Friday, December 23, 2011

Reflection

I am sitting down in an apartment that is not my own. Both of the lovely tenants have gone home for the holidays. I have been entrusted to maintain this place and its belongings for the next few days. I am not entirely sure how I got myself into this scenario, but I am incredibly thankful that I do, in fact, have a place to stay. Trusting someone comes naturally to some and I can say that I am indeed one of those people. I hope I can keep a good balance of trusting and being trustworthy for as long as I live. Integrity is often something people overlook when they consider desirable qualities in themselves or others. I think it's high time we all change that.
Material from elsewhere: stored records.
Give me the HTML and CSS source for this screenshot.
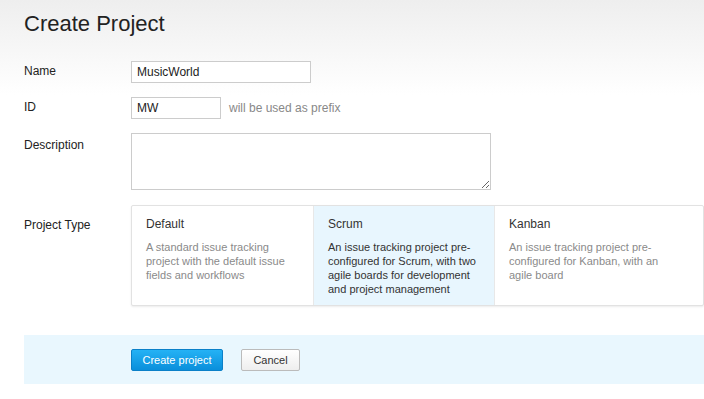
FILE: index.html
```html
<!doctype html>
<html lang="en">
  <head>
    <meta charset="UTF-8" />
    <meta name="viewport" content="width=device-width, initial-scale=1.0" />
    <title>Create Project</title>
    <link rel="stylesheet" href="styles.css">
  </head>
  <body>
    <div class="page">
      <h1>Create Project</h1>

      <form class="form">
        <div class="row">
          <label class="label" for="name">Name</label>
          <input id="name" class="input input-name" type="text" value="MusicWorld" />
        </div>

        <div class="row">
          <label class="label" for="pid">ID</label>
          <div class="inline">
            <input id="pid" class="input input-id" type="text" value="MW" />
            <span class="hint">will be used as prefix</span>
          </div>
        </div>

        <div class="row">
          <label class="label label-desc" for="desc">Description</label>
          <textarea id="desc" class="input textarea"></textarea>
        </div>

        <div class="row row-type">
          <span class="label">Project Type</span>
          <div class="types">
            <div class="type">
              <div class="type-title">Default</div>
              <div class="type-desc">A standard issue tracking project with the default issue fields and workflows</div>
            </div>
            <div class="type selected">
              <div class="type-title">Scrum</div>
              <div class="type-desc">An issue tracking project pre-configured for Scrum, with two agile boards for development and project management</div>
            </div>
            <div class="type">
              <div class="type-title">Kanban</div>
              <div class="type-desc">An issue tracking project pre-configured for Kanban, with an agile board</div>
            </div>
          </div>
        </div>
      </form>

      <div class="actions">
        <button class="btn btn-primary" type="button">Create project</button>
        <button class="btn btn-cancel" type="button">Cancel</button>
      </div>
    </div>
  </body>
</html>
```

FILE: styles.css
```css
* {
  margin: 0;
  padding: 0;
  box-sizing: border-box;
}

html,
body {
  height: 100%;
}

body {
  font-family: 'Liberation Sans', Arial, sans-serif;
  color: #222;
  background: linear-gradient(180deg, #eeeeee 0px, #ffffff 95px) no-repeat;
  background-color: #fff;
}

.page {
  padding: 11px 0 0 24px;
}

h1 {
  font-size: 22px;
  font-weight: normal;
  color: #222;
  line-height: 26px;
  margin-bottom: 24px;
}

.form {
  display: flex;
  flex-direction: column;
  gap: 14px;
}

.row {
  display: grid;
  grid-template-columns: 107px auto;
  align-items: start;
}

.label {
  font-size: 12px;
  line-height: 20px;
  color: #222;
}

.label-desc {
  padding-top: 2px;
}

.row-type .label {
  padding-top: 10px;
}

.inline {
  display: flex;
  align-items: center;
  gap: 8px;
}

.input {
  font-family: 'Liberation Sans', Arial, sans-serif;
  font-size: 12px;
  color: #222;
  border: 1px solid #cccccc;
  background: #fff;
  height: 22px;
  padding: 0 5px;
  outline: none;
}

.input-name {
  width: 180px;
}

.input-id {
  width: 90px;
}

.hint {
  font-size: 12px;
  color: #888;
}

.textarea {
  width: 360px;
  height: 57px;
  resize: both;
}

.row-type {
  margin-top: 1px;
}

.types {
  display: grid;
  grid-template-columns: 181px 181px 182px;
  border: 1px solid #e2e2e2;
  border-radius: 2px;
  box-shadow: 0 1px 2px rgba(0, 0, 0, 0.08);
  background: #fff;
  height: 101px;
}

.type {
  padding: 10px 12px 0 14px;
}

.type + .type {
  border-left: 1px solid #e8e8e8;
}

.type.selected {
  background: #e8f6fe;
}

.type-title {
  font-size: 12px;
  color: #333;
  line-height: 16px;
  margin-bottom: 8px;
}

.type-desc {
  font-size: 11px;
  line-height: 14px;
  color: #8a8a8a;
}

.selected .type-desc {
  color: #333;
}

.actions {
  margin-top: 29px;
  background: #e9f7fe;
  height: 49px;
  padding: 14px 0 0 107px;
  display: flex;
  gap: 18px;
  align-items: flex-start;
}

.btn {
  font-family: 'Liberation Sans', Arial, sans-serif;
  font-size: 11px;
  height: 22px;
  border-radius: 2px;
  cursor: pointer;
}

.btn-primary {
  width: 92px;
  color: #fff;
  background: linear-gradient(180deg, #24b2f5 0%, #0a8fdb 100%);
  border: 1px solid #0b80c8;
}

.btn-cancel {
  width: 59px;
  color: #333;
  background: linear-gradient(180deg, #ffffff 0%, #eeeeee 100%);
  border: 1px solid #bbbbbb;
}
```
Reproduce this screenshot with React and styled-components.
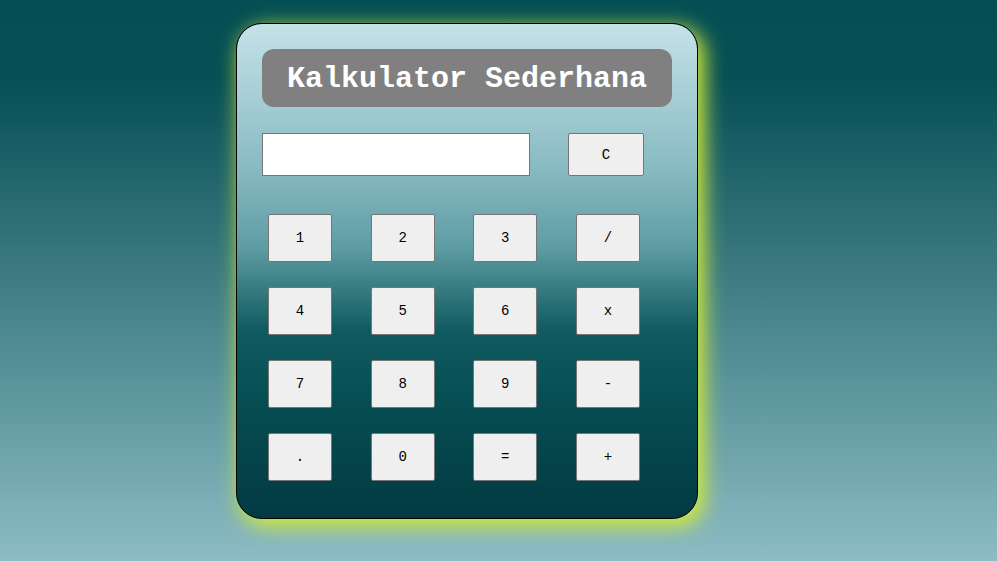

This will be my first Christmas in New York. I can honestly say I thought I would be going home during this time, but circumstance has mandated that I stay. I understand why. I get that being alone is something I was asking for when I moved here. It was predictable really. Nevertheless being here now has left me with an overwhelming wave of sorrow. Self-pity for not being with my family, unhappiness for not being able to give gifts to the people I love, sorrow for other people in my position and those less fortunate who celebrate a family-oriented holiday, by themselves, for years and years and years. It's the saddest thing I can think of at this moment. I'm sure I'll skype my family and make the best of my ill-timed move to this place. I'm sure that years from now, I'll be having an incredible Christmas with those I love and care for, and this year will be but a silly story I tell people when I feel like one-up-ing their "Christmas gone wrong" tales. There is no such hope for others however. For some people, what I consider depressing is just.. normal.
I am not writing this to make anyone feel bad for me. This is not a case of the "poor-me's." Please save such sympathies for those who couldn't afford gifts for their children this year. Save your Yule-Tide Spirit for the spouse who is barely getting through their first Christmas without their husband/wife due to death or sickness or war or any number of other things in this world that separate us from one another.
In all truth I have been very lucky and blessed for the past few weeks. I have no real reason to whining about anything and with that in mind I will be scouring the interwebs for volunteer opportunities. If anyone knows of something like that feel free to let me know as that would be awesome. Thanks and Merry Christmas/Chanukah/Kwanza/Whathaveyou.